I think I've fixed it. The fix is in the issue36 branch. I'd very much appreciate reports on whether it works or not from @Erstwild and anyone else who has experienced problems.

smrtslckr commented 10 years ago

@jcrudy Thanks Jason! Much appreciated. I will let you know if the new branch works in my environments when I get home. I mostly just use ipython notebooks for my work, but I occasionally use PyCharm as well. There is still a wealth of stuff on CRAN in very specific domains that trumps available Python libraries, but when I recently updated rpy2 to the new version, which is apparently only Python 3 compatible now, I have decided to make a concerted effort to start avoiding R, at least in the interim, while I transition some things.

smrtslckr commented 10 years ago

@jcrudy Apologies from the git noob...how would I clone your new branch to evaluate?

jcrudy commented 10 years ago

@Erstwild When you clone a git repository you actually get all the branches. Once you clone the repo, switch to the branch with:

git checkout issue36

smrtslckr commented 10 years ago

@jcrudy Hmm, that is what I did. It returned "Branch issue36 set up to track remote branch issue36 from origin. Switched to a new branch 'issue36'" . I think I was successful. When I go to rerun the example I still get the "ValueError: Buffer dtype mismatch, expected 'INT_t' but got 'long' "

jcrudy commented 10 years ago

@Erstwild You can tell if you are in the correct branch by looking for a file named _types.pyx in the pyearth directory. That file only exists in the issue36 branch, so if it's there you are in the correct branch.

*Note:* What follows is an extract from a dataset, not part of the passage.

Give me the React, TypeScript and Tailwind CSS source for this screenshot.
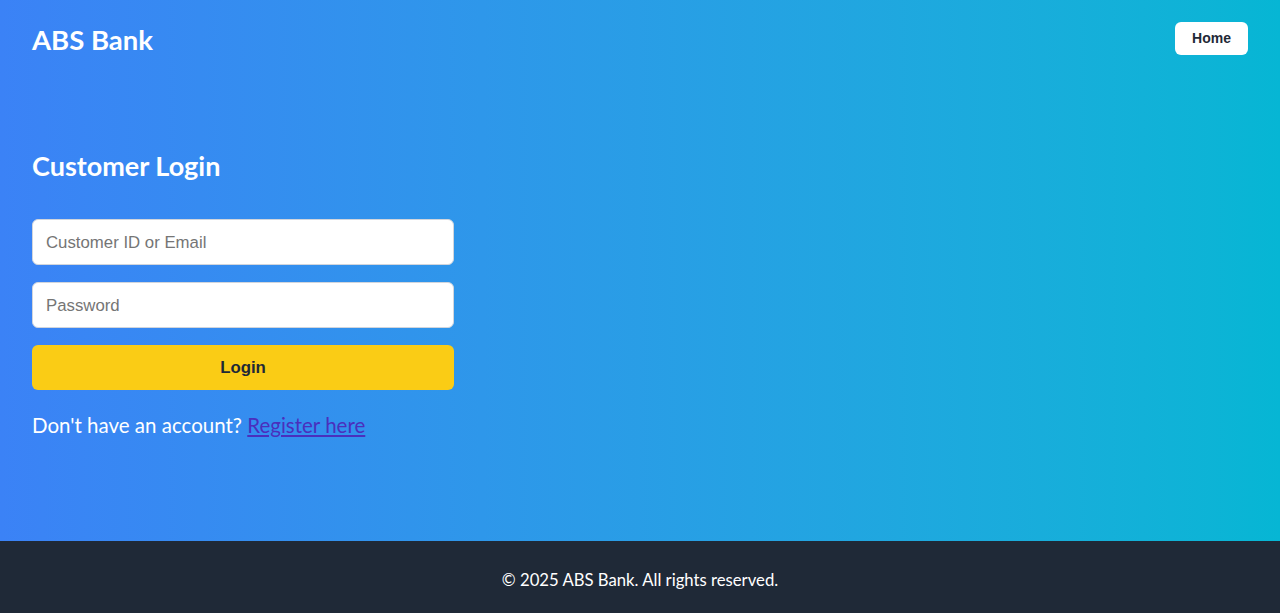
import React from 'react';

export default function App() {
  return (
    <div className="min-h-screen flex flex-col font-['Lato','Noto_Sans',sans-serif]">
      <div className="flex-1 flex flex-col bg-gradient-to-r from-[#3b82f6] to-[#06b6d4] text-white">
        {/* Header */}
        <header className="h-20 px-8 flex items-center justify-between">
          <h1 className="text-[27.5px] font-bold">ABS Bank</h1>
          <button className="h-[33px] -mt-1 px-[17px] rounded-md bg-white text-[#1f2937] text-sm font-bold font-['Liberation_Sans',Arial,sans-serif]">
            Home
          </button>
        </header>

        {/* Login form */}
        <main className="flex-1 px-8 pt-[70px]">
          <h2 className="text-[27px] leading-8 font-bold mb-[37px]">Customer Login</h2>
          <form className="w-[422px] flex flex-col gap-[17px] font-['Liberation_Sans',Arial,sans-serif]">
            <input
              type="text"
              placeholder="Customer ID or Email"
              className="h-[46px] px-[13px] pt-[2px] rounded-md bg-white border border-gray-300 text-[16.8px] text-gray-800 placeholder:text-[#757575] outline-none"
            />
            <input
              type="password"
              placeholder="Password"
              className="h-[46px] px-[13px] pt-[2px] rounded-md bg-white border border-gray-300 text-[16.8px] text-gray-800 placeholder:text-[#757575] outline-none"
            />
            <button
              type="button"
              className="h-[45px] rounded-md bg-[#facc15] text-[#1f2937] text-[16.8px] font-bold"
            >
              Login
            </button>
          </form>
          <p className="mt-[21px] text-[20.5px] leading-7">
            Don't have an account?{' '}
            <a href="#" className="text-[#4a2fbd] underline">Register here</a>
          </p>
        </main>
      </div>

      {/* Footer */}
      <footer className="h-[72px] bg-[#1f2937] text-white flex items-center justify-center pt-[8px]">
        <p className="text-[16.7px]">© 2025 ABS Bank. All rights reserved.</p>
      </footer>
    </div>
  );
}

Assuming it's there, did you rebuild and reinstall after switching to the branch? You can do so with:

python setup.py build_ext python setup.py install

Just to be safe, you could try deleting py-earth entirely from your system, then clone the repo again, switch to the branch, and reinstall. If you did all that and it still doesn't work, then I guess my fix didn't work on your system. In that case, I would ask for all the details you can provide: CPU, compiler version, anything else you can think of. I think it should work, though, as it worked on my test system and on the system of the person who originally reported this bug.

jcrudy commented 10 years ago

I merged the fix for this issue into master. It works on my test machine, and I have confirmation that it works for the user who originally reported the bug. If @Erstwild or anyone else still has problems, please comment and reopen.